:: REQUIRED WORK ::
Track down the lines that contain "React" and copy them.
━━━━━ SOURCE MATERIAL
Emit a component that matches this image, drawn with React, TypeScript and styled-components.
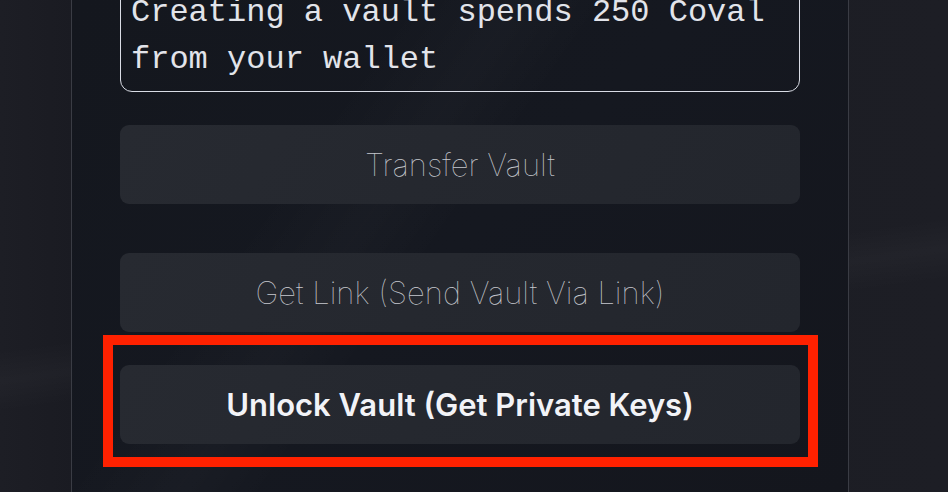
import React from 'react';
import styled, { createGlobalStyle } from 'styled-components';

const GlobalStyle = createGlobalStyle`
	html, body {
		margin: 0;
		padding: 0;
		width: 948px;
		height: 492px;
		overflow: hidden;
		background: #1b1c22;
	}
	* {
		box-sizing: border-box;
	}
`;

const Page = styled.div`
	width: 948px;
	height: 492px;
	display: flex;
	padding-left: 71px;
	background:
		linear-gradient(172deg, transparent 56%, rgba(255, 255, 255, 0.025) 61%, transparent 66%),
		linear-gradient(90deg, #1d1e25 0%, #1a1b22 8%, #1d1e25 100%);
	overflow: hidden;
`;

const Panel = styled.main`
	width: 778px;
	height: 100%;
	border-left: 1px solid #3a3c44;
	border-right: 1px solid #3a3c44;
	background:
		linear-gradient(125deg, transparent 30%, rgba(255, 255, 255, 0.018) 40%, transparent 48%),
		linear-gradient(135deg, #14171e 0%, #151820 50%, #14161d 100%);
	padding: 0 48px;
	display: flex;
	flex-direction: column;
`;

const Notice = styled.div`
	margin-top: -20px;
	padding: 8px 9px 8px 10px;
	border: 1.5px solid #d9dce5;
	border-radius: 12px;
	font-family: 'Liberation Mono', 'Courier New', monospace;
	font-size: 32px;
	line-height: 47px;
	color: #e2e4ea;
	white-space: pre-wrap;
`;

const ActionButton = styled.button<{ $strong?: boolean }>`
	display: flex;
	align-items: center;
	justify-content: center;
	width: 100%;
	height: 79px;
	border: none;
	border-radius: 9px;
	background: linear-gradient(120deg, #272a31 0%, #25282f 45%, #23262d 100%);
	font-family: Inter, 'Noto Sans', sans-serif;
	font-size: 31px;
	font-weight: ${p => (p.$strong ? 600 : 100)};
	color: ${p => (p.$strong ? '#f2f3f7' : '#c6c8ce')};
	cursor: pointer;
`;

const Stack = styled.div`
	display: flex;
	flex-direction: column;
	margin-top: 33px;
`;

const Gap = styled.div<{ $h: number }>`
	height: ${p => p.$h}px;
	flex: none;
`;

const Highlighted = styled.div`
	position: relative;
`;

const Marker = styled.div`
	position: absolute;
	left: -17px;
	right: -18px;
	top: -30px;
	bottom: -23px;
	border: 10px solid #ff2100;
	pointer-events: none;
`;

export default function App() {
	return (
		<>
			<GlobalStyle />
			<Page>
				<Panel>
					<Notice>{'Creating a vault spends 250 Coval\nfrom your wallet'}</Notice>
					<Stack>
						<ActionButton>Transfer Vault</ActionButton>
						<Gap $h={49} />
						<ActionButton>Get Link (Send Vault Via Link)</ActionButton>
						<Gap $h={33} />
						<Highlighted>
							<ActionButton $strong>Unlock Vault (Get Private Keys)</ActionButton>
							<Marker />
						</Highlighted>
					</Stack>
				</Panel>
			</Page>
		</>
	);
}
━━━━━━━━━━
:: SOLUTION ::
Emit a component that matches this image, drawn with React, TypeScript and styled-components.
import React from 'react';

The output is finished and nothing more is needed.